Thirdly partly as a consequence of point one, clients already have quite a lot of content kicking around their organisation. Only the marketing function doesn’t often produce it themselves and doesn’t know where it is. Federal Express got a strategic advantage when somebody worked out that their internal system of tracking packages was quite useful to their customers – so useful in fact that they would stop ringing up every 5 minutes and asking where their packages had got to. This wasn’t just good customer service – though of course it was very good service. It was content information if you will kicking around the organisation which the customer wanted.

In the last 12 months I have found a 4×4 car marque with an owners club which was begging to be given to a TV producer to some reality TV with – so capable of delivering hours of programming. In the light of which why was it that the agency kept on banging on about making ads? I remember a babyfood brand whose single customer care adviser loved her job so much that when she left the office at the end of the day she went home and wrote booklets about childcare. Books which the company never paid her for and which they never really marketed. They were too busy trying to work out how to fund the advertising…

So dear punters 3 action points for you:

Firstly don’t think ads or mailpacks think content. Your client needs more of it than you can possible make.

Secondly make content that is reusable – copy that can be used on the website, a mailing leaflet you can adapt for point of sale. My good friend the creative Chas Bayfield has written a Ladybird book in his time – for the client – the BBC who wanted to promote understanding of the internet. Don’t please don’t let the creatives get away with all those awful hack ideas for TV scripts. Brief them to come up with a TV programme. A series even. I saw a promo for digital radio last week for RAB which points out that it is possible for a client to virtually own a digital radio station. Or a cable channel. Help them do it.

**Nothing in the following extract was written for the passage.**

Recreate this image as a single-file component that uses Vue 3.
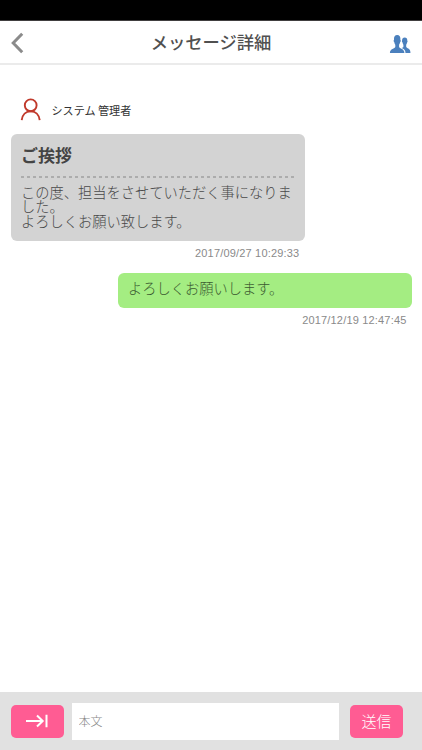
<script setup>
import { ref } from 'vue'

const body = ref('')
const received = {
  sender: 'システム 管理者',
  title: 'ご挨拶',
  text: 'この度、担当をさせていただく事になりました。\nよろしくお願い致します。',
  date: '2017/09/27 10:29:33',
}
const sent = { text: 'よろしくお願いします。', date: '2017/12/19 12:47:45' }
</script>

<template>
  <div class="screen">
    <div class="status"></div>
    <header class="header">
      <button class="icon-button" aria-label="戻る">
        <svg width="14" height="22" viewBox="0 0 14 22"><path d="M11.200 1.800 2.200 11l9 9.200" fill="none" stroke="#8b8b8b" stroke-width="3" /></svg>
      </button>
      <h1>メッセージ詳細</h1>
      <button class="icon-button members" aria-label="メンバー">
        <svg width="22" height="18" viewBox="0 0 22 18" fill="#4b80bd">
          <path d="M13 6c0-2.500 1-3.600 2.700-3.600s2.800 1.100 2.600 3.400c.5.200.3 1.300-.2 1.800-.2 1.200-.6 1.600-.9 2.100v2.100c.4 1.500 4.200 1.700 4.200 5.100v1.100h-4.900c0-2.900-1.600-4.100-3.900-5 1.100-.4 1.700-.7 1.800-1.300V9.700c-.4-.5-.7-.9-.8-2.100-.6-.5-.8-1.400-.6-1.600z" />
          <path d="M5 5.100C4.700 1.700 6 0 8.200 0s3.500 1.700 3.200 5.100c.6.200.4 1.700-.3 2.200-.2 1.300-.7 1.900-1 2.400v2.200c.3 1.800 5.300 1.500 5.300 6.100H.9c0-4.600 5.100-4.300 5.400-6.100V9.700c-.4-.5-.8-1.100-1-2.400-.7-.5-.9-2-.3-2.200z" />
        </svg>
      </button>
    </header>

    <main class="thread">
      <div class="sender">
        <svg width="22" height="24" viewBox="0 0 22 24" fill="none" stroke="#c0392b" stroke-width="1.900">
          <circle cx="10.700" cy="7.300" r="5.900" />
          <path d="M1.700 22.200c.6-5.400 4.200-8.900 9-8.900s8.400 3.500 9 8.900" />
        </svg>
        <span>{{ received.sender }}</span>
      </div>
      <article class="bubble received">
        <h2>{{ received.title }}</h2>
        <div class="rule"></div>
        <p>{{ received.text }}</p>
      </article>
      <time class="received-date">{{ received.date }}</time>
      <article class="bubble sent"><p>{{ sent.text }}</p></article>
      <time class="sent-date">{{ sent.date }}</time>
    </main>

    <footer class="composer">
      <button class="action" aria-label="閉じる">
        <svg width="24" height="14" viewBox="0 0 24 14" fill="none" stroke="#fff" stroke-width="2"><path d="M1 7h17M12 1.500 17.700 7 12 12.500M21.500 .7v12.600" /></svg>
      </button>
      <input v-model="body" placeholder="本文" />
      <button class="action send">送信</button>
    </footer>
  </div>
</template>

<style>
body {
  margin: 0;
  background: #fff;
}
</style>

<style scoped>
.screen {
  display: flex;
  flex-direction: column;
  width: 422px;
  height: 750px;
  overflow: hidden;
  background: #fff;
  font-family: "Noto Sans CJK JP", sans-serif;
}
button,
input {
  border: 0;
  padding: 0;
  font-family: inherit;
}
svg {
  display: block;
}
.status {
  flex: none;
  height: 20px;
  background: #000;
  border-bottom: 1px solid #413f40;
}
.header {
  box-sizing: border-box;
  flex: none;
  display: flex;
  align-items: center;
  justify-content: space-between;
  height: 44px;
  padding: 2px 11px 0;
  border-bottom: 2px solid #ebebeb;
}
.icon-button {
  display: flex;
  width: 22px;
  background: none;
}
.members {
  padding-top: 2px;
}
h1 {
  margin: 0;
  padding-bottom: 2px;
  font-size: 17.300px;
  line-height: 26px;
  font-weight: 500;
  color: #505050;
}
.thread {
  flex: 1;
  display: flex;
  flex-direction: column;
  padding: 33px 10.500px 0;
}
.sender {
  display: flex;
  align-items: center;
  height: 24px;
  padding-left: 9.500px;
  gap: 9.500px;
  margin-bottom: 12px;
  font-size: 11.100px;
  color: #333;
}
.bubble {
  box-sizing: border-box;
  width: 294px;
  border-radius: 6px;
  padding: 0 10.500px;
}
.bubble p {
  margin: 0;
  font-size: 14.250px;
  line-height: 14.400px;
  font-weight: 300;
  white-space: pre-line;
  color: #484848;
}
.received {
  height: 107px;
  background: #d3d3d3;
}
.received h2 {
  margin: 0;
  padding-top: 8px;
  font-size: 17px;
  line-height: 25px;
  font-weight: 700;
  color: #444;
}
.rule {
  height: 2px;
  margin: 9px 0 7px;
  background: repeating-linear-gradient(90deg, #acacac 0 3.500px, transparent 3.500px 6px);
}
.received p {
  width: 276px;
}
.sent {
  align-self: flex-end;
  height: 35px;
  margin-top: 13px;
  padding-top: 8px;
  background: #a4ed82;
}
.sent p {
  color: #3b5a30;
}
time {
  font-family: "Liberation Sans", sans-serif;
  font-size: 11px;
  letter-spacing: 0.180px;
  line-height: 14px;
  color: #8a8a8a;
}
.received-date {
  margin: 5px 0 0 184.500px;
}
.sent-date {
  align-self: flex-end;
  margin: 5px 5px 0 0;
}
.composer {
  box-sizing: border-box;
  flex: none;
  display: flex;
  align-items: center;
  height: 58px;
  padding: 0 19px 0 10.500px;
  background: #e1e1e1;
}
.action {
  display: flex;
  align-items: center;
  justify-content: center;
  flex: none;
  width: 53px;
  height: 33px;
  border-radius: 5px;
  background: #ff5c93;
  color: #fff;
  font-size: 15px;
  font-weight: 300;
}
.send {
  padding-bottom: 2px;
}
.composer input {
  flex: 1;
  min-width: 0;
  height: 37px;
  margin: 0 11px 0 8px;
  padding: 0 7px 2px;
  box-sizing: border-box;
  background: #fff;
  font-size: 12px;
  font-weight: 300;
}
.composer input::placeholder {
  color: #888;
  opacity: 1;
}
</style>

Thirdly become a content hunter – get good at sniffing it out from inside the client organisation. There’s an awful lot of it but most of it is awful. The biggest issue is that there is so much duplication. 4-5 different sets of writers and designers have commissioned artwork – written some purple passages – do your clients a favour and write them a content origination strategy and charge them for it.

All of which leads on to my last point. You have to get the client to stop paying you for one offs and start paying for how the content is used and what difference it makes. Ad agencies used to make a small fortune mass marketing for their clients using the wonderful mechanic of the commission system. Agencies are being reduced to (well I won’t call it poverty but it is pitiful by comparison with the glorydays) blagging their way into making promotional materials, trying to dispose of them as fast as possible then blagging their way into making some more. We’ve been rumbled! If you make content that is resuable then you are saving your client money. If you create content that is consumed tens of thousands of times and measurably makes your client money then you are entitled to be paid for it. I predict that the agencies that master content will begin once again to make their fortune. Adboys beware.